→ **Dataset section**:
--- START ---

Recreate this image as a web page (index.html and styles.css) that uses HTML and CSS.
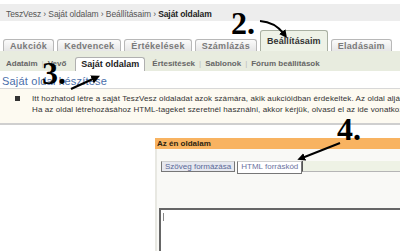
FILE: index.html
```html
<!DOCTYPE html>
<html lang="hu">
<head>
    <meta charset="UTF-8">
    <meta name="viewport" content="width=device-width, initial-scale=1.0">
    <title>Saját oldalam - TeszVesz</title>
    <link rel="stylesheet" href="styles.css">
</head>
<body>
<div class="page">
    <div class="crumbs">TeszVesz › Saját oldalam › Beállításaim › <b>Saját oldalam</b></div>

    <ul class="tabs">
        <li class="tab">Aukciók</li>
        <li class="tab">Kedvencek</li>
        <li class="tab">Értékelések</li>
        <li class="tab">Számlázás</li>
        <li class="tab active">Beállításaim</li>
        <li class="tab">Eladásaim</li>
    </ul>

    <div class="subbar">
        <span class="sub">Adataim</span><span class="sep">|</span>
        <span class="sub">Vevő</span>
        <span class="sub active">Saját oldalam</span>
        <span class="sub">Értesítések</span><span class="sep">|</span>
        <span class="sub">Sablonok</span><span class="sep">|</span>
        <span class="sub">Fórum beállítások</span>
    </div>

    <h3 class="title">Saját oldal készítése</h3>

    <ul class="note">
        <li>Itt hozhatod létre a saját TeszVesz oldaladat azok számára, akik aukcióidban érdekeltek. Az oldal aljára<br>
        Ha az oldal létrehozásához HTML-tageket szeretnél használni, akkor kérjük, olvasd el az ide vonatkozó :</li>
    </ul>

    <div class="editor">
        <div class="editor-head">Az én oldalam</div>
        <div class="editor-body">
            <div class="modes">
                <span class="mode">Szöveg formázása</span>
                <span class="mode current">HTML forráskód</span>
                <span class="mode-rest"></span>
            </div>
            <div class="source"><span class="caret"></span></div>
        </div>
    </div>

    <!-- jelölések a képernyőképen -->
    <div class="mark mark-2">2.</div>
    <div class="mark mark-3">3.</div>
    <div class="mark mark-4">4.</div>
    <svg class="arrows" viewBox="0 0 400 251">
        <defs>
            <marker id="head" markerWidth="4" markerHeight="4" refX="1.5" refY="2" orient="auto">
                <path d="M0 0 L4 2 L0 4 Z" fill="#000"/>
            </marker>
        </defs>
        <path d="M260 21 Q275 22 284 34" stroke="#000" stroke-width="2" fill="none" marker-end="url(#head)"/>
        <path d="M71 89 L95 78" stroke="#000" stroke-width="2.2" fill="none" marker-end="url(#head)"/>
        <path d="M340 143 L302 158" stroke="#000" stroke-width="2" fill="none" marker-end="url(#head)"/>
    </svg>
</div>
</body>
</html>
```

FILE: styles.css
```css
* {
    box-sizing: border-box;
}
body {
    margin: 0;
    font-family: "Liberation Sans", Arial, sans-serif;
    background: #fff;
    color: #333;
}
.page {
    position: relative;
    width: 400px;
    height: 251px;
    overflow: hidden;
}
.crumbs {
    margin-top: 4px;
    height: 17px;
    padding: 3px 0 0 6px;
    line-height: 14px;
    background: #ededed;
    font-size: 8.5px;
    letter-spacing: -0.1px;
    color: #555;
    white-space: nowrap;
}
.crumbs b {
    color: #222;
}
.tabs {
    display: flex;
    align-items: flex-end;
    gap: 3px;
    height: 21px;
    margin: 9px 0 0;
    padding: 0 0 0 3px;
    list-style: none;
}
.tab {
    height: 12px;
    line-height: 12px;
    padding: 0 6px;
    border: 1px solid #b8b8b8;
    border-bottom: none;
    border-radius: 3px 3px 0 0;
    background: linear-gradient(#fbfbfb, #e6e6e6);
    font-size: 9px;
    font-weight: bold;
    color: #7a7a7a;
    letter-spacing: 0.3px;
    white-space: nowrap;
}
.tab.active {
    height: 21px;
    line-height: 21px;
    background: #eef2e7;
    border-color: #a9b0a2;
    color: #333;
    letter-spacing: 0.1px;
}
.subbar {
    display: flex;
    align-items: flex-end;
    height: 20px;
    padding-left: 2px;
    background: #e8ecdf;
    font-size: 8px;
    font-weight: bold;
    color: #666;
    white-space: nowrap;
}
.sub {
    padding: 0 4px 3px;
}
.sep {
    padding-bottom: 3px;
    font-weight: normal;
    color: #bbb;
}
.sub.active {
    height: 14px;
    line-height: 13px;
    margin: 0 3px 0 5px;
    padding: 0 5px;
    background: #fff;
    border: 1px solid #b0b0b0;
    border-bottom: none;
    border-radius: 3px 3px 0 0;
    font-size: 9px;
    color: #222;
}
.title {
    height: 17px;
    margin: 0;
    padding: 4px 0 0 2px;
    line-height: 13px;
    font-size: 11px;
    font-weight: normal;
    color: #4a6eaa;
    letter-spacing: 0.2px;
}
.note {
    height: 37px;
    margin: 0;
    padding: 4px 0 0 32px;
    list-style: none;
    border-top: 1px solid #d8d8d8;
    border-bottom: 2px solid #cfcfcf;
    background: #fdfaf1;
    font-size: 8px;
    line-height: 11px;
    letter-spacing: 0.1px;
    color: #333;
    white-space: nowrap;
}
.note li {
    position: relative;
}
.note li::before {
    content: "";
    position: absolute;
    left: -17px;
    top: 3px;
    width: 5px;
    height: 5px;
    background: #333;
}
.editor {
    margin: 13px 0 0 155px;
}
.editor-head {
    height: 11px;
    line-height: 11px;
    padding-left: 2px;
    background: #f8b361;
    font-size: 8px;
    font-weight: bold;
    color: #2e2410;
}
.editor-body {
    height: 102px;
    padding: 12px 0 0 2px;
    background: #f9f9f6;
    border-left: 2px solid #e8e8e2;
}
.modes {
    display: flex;
    height: 11px;
    margin-left: 2px;
    font-size: 8px;
    line-height: 9px;
    white-space: nowrap;
}
.mode {
    padding: 0 3px;
    border: 1px solid #777;
    border-top-color: #d0d0d0;
    background: #e6e8ef;
    color: #5a6898;
}
.mode.current {
    height: 13px;
    margin-left: 2px;
    background: #fff;
    color: #6c73a0;
}
.mode-rest {
    flex: 1;
    background: #eef2e5;
    border-left: 1px solid #555;
    border-bottom: 1px solid #b5b5b5;
}
.source {
    height: 50px;
    margin-top: 36px;
    padding: 3px 0 0 2px;
    background: #fff;
    border-top: 2px solid #666;
    border-left: 2px solid #666;
}
.caret {
    display: block;
    width: 1px;
    height: 8px;
    background: #888;
}
.mark {
    position: absolute;
    font-family: "Liberation Serif", "Times New Roman", serif;
    font-size: 32px;
    line-height: 32px;
    font-weight: bold;
    color: #000;
}
.mark-2 {
    left: 231px;
    top: 7px;
}
.mark-3 {
    left: 42px;
    top: 57px;
}
.mark-4 {
    left: 337px;
    top: 113px;
}
.arrows {
    position: absolute;
    left: 0;
    top: 0;
    width: 400px;
    height: 251px;
}
```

--- END ---

→ **Set exercise**:
Return all of the data exactly as written, and drop the pictures.

→ **Answer to this task**:
Recreate this image as a web page (index.html and styles.css) that uses HTML and CSS.
FILE: index.html
```html
<!DOCTYPE html>
<html lang="hu">
<head>
    <meta charset="UTF-8">
    <meta name="viewport" content="width=device-width, initial-scale=1.0">
    <title>Saját oldalam - TeszVesz</title>
    <link rel="stylesheet" href="styles.css">
</head>
<body>
<div class="page">
    <div class="crumbs">TeszVesz › Saját oldalam › Beállításaim › <b>Saját oldalam</b></div>

    <ul class="tabs">
        <li class="tab">Aukciók</li>
        <li class="tab">Kedvencek</li>
        <li class="tab">Értékelések</li>
        <li class="tab">Számlázás</li>
        <li class="tab active">Beállításaim</li>
        <li class="tab">Eladásaim</li>
    </ul>

    <div class="subbar">
        <span class="sub">Adataim</span><span class="sep">|</span>
        <span class="sub">Vevő</span>
        <span class="sub active">Saját oldalam</span>
        <span class="sub">Értesítések</span><span class="sep">|</span>
        <span class="sub">Sablonok</span><span class="sep">|</span>
        <span class="sub">Fórum beállítások</span>
    </div>

    <h3 class="title">Saját oldal készítése</h3>

    <ul class="note">
        <li>Itt hozhatod létre a saját TeszVesz oldaladat azok számára, akik aukcióidban érdekeltek. Az oldal aljára<br>
        Ha az oldal létrehozásához HTML-tageket szeretnél használni, akkor kérjük, olvasd el az ide vonatkozó :</li>
    </ul>

    <div class="editor">
        <div class="editor-head">Az én oldalam</div>
        <div class="editor-body">
            <div class="modes">
                <span class="mode">Szöveg formázása</span>
                <span class="mode current">HTML forráskód</span>
                <span class="mode-rest"></span>
            </div>
            <div class="source"><span class="caret"></span></div>
        </div>
    </div>

    <!-- jelölések a képernyőképen -->
    <div class="mark mark-2">2.</div>
    <div class="mark mark-3">3.</div>
    <div class="mark mark-4">4.</div>
    <svg class="arrows" viewBox="0 0 400 251">
        <defs>
            <marker id="head" markerWidth="4" markerHeight="4" refX="1.5" refY="2" orient="auto">
                <path d="M0 0 L4 2 L0 4 Z" fill="#000"/>
            </marker>
        </defs>
        <path d="M260 21 Q275 22 284 34" stroke="#000" stroke-width="2" fill="none" marker-end="url(#head)"/>
        <path d="M71 89 L95 78" stroke="#000" stroke-width="2.2" fill="none" marker-end="url(#head)"/>
        <path d="M340 143 L302 158" stroke="#000" stroke-width="2" fill="none" marker-end="url(#head)"/>
    </svg>
</div>
</body>
</html>
```

FILE: styles.css
```css
* {
    box-sizing: border-box;
}
body {
    margin: 0;
    font-family: "Liberation Sans", Arial, sans-serif;
    background: #fff;
    color: #333;
}
.page {
    position: relative;
    width: 400px;
    height: 251px;
    overflow: hidden;
}
.crumbs {
    margin-top: 4px;
    height: 17px;
    padding: 3px 0 0 6px;
    line-height: 14px;
    background: #ededed;
    font-size: 8.5px;
    letter-spacing: -0.1px;
    color: #555;
    white-space: nowrap;
}
.crumbs b {
    color: #222;
}
.tabs {
    display: flex;
    align-items: flex-end;
    gap: 3px;
    height: 21px;
    margin: 9px 0 0;
    padding: 0 0 0 3px;
    list-style: none;
}
.tab {
    height: 12px;
    line-height: 12px;
    padding: 0 6px;
    border: 1px solid #b8b8b8;
    border-bottom: none;
    border-radius: 3px 3px 0 0;
    background: linear-gradient(#fbfbfb, #e6e6e6);
    font-size: 9px;
    font-weight: bold;
    color: #7a7a7a;
    letter-spacing: 0.3px;
    white-space: nowrap;
}
.tab.active {
    height: 21px;
    line-height: 21px;
    background: #eef2e7;
    border-color: #a9b0a2;
    color: #333;
    letter-spacing: 0.1px;
}
.subbar {
    display: flex;
    align-items: flex-end;
    height: 20px;
    padding-left: 2px;
    background: #e8ecdf;
    font-size: 8px;
    font-weight: bold;
    color: #666;
    white-space: nowrap;
}
.sub {
    padding: 0 4px 3px;
}
.sep {
    padding-bottom: 3px;
    font-weight: normal;
    color: #bbb;
}
.sub.active {
    height: 14px;
    line-height: 13px;
    margin: 0 3px 0 5px;
    padding: 0 5px;
    background: #fff;
    border: 1px solid #b0b0b0;
    border-bottom: none;
    border-radius: 3px 3px 0 0;
    font-size: 9px;
    color: #222;
}
.title {
    height: 17px;
    margin: 0;
    padding: 4px 0 0 2px;
    line-height: 13px;
    font-size: 11px;
    font-weight: normal;
    color: #4a6eaa;
    letter-spacing: 0.2px;
}
.note {
    height: 37px;
    margin: 0;
    padding: 4px 0 0 32px;
    list-style: none;
    border-top: 1px solid #d8d8d8;
    border-bottom: 2px solid #cfcfcf;
    background: #fdfaf1;
    font-size: 8px;
    line-height: 11px;
    letter-spacing: 0.1px;
    color: #333;
    white-space: nowrap;
}
.note li {
    position: relative;
}
.note li::before {
    content: "";
    position: absolute;
    left: -17px;
    top: 3px;
    width: 5px;
    height: 5px;
    background: #333;
}
.editor {
    margin: 13px 0 0 155px;
}
.editor-head {
    height: 11px;
    line-height: 11px;
    padding-left: 2px;
    background: #f8b361;
    font-size: 8px;
    font-weight: bold;
    color: #2e2410;
}
.editor-body {
    height: 102px;
    padding: 12px 0 0 2px;
    background: #f9f9f6;
    border-left: 2px solid #e8e8e2;
}
.modes {
    display: flex;
    height: 11px;
    margin-left: 2px;
    font-size: 8px;
    line-height: 9px;
    white-space: nowrap;
}
.mode {
    padding: 0 3px;
    border: 1px solid #777;
    border-top-color: #d0d0d0;
    background: #e6e8ef;
    color: #5a6898;
}
.mode.current {
    height: 13px;
    margin-left: 2px;
    background: #fff;
    color: #6c73a0;
}
.mode-rest {
    flex: 1;
    background: #eef2e5;
    border-left: 1px solid #555;
    border-bottom: 1px solid #b5b5b5;
}
.source {
    height: 50px;
    margin-top: 36px;
    padding: 3px 0 0 2px;
    background: #fff;
    border-top: 2px solid #666;
    border-left: 2px solid #666;
}
.caret {
    display: block;
    width: 1px;
    height: 8px;
    background: #888;
}
.mark {
    position: absolute;
    font-family: "Liberation Serif", "Times New Roman", serif;
    font-size: 32px;
    line-height: 32px;
    font-weight: bold;
    color: #000;
}
.mark-2 {
    left: 231px;
    top: 7px;
}
.mark-3 {
    left: 42px;
    top: 57px;
}
.mark-4 {
    left: 337px;
    top: 113px;
}
.arrows {
    position: absolute;
    left: 0;
    top: 0;
    width: 400px;
    height: 251px;
}
```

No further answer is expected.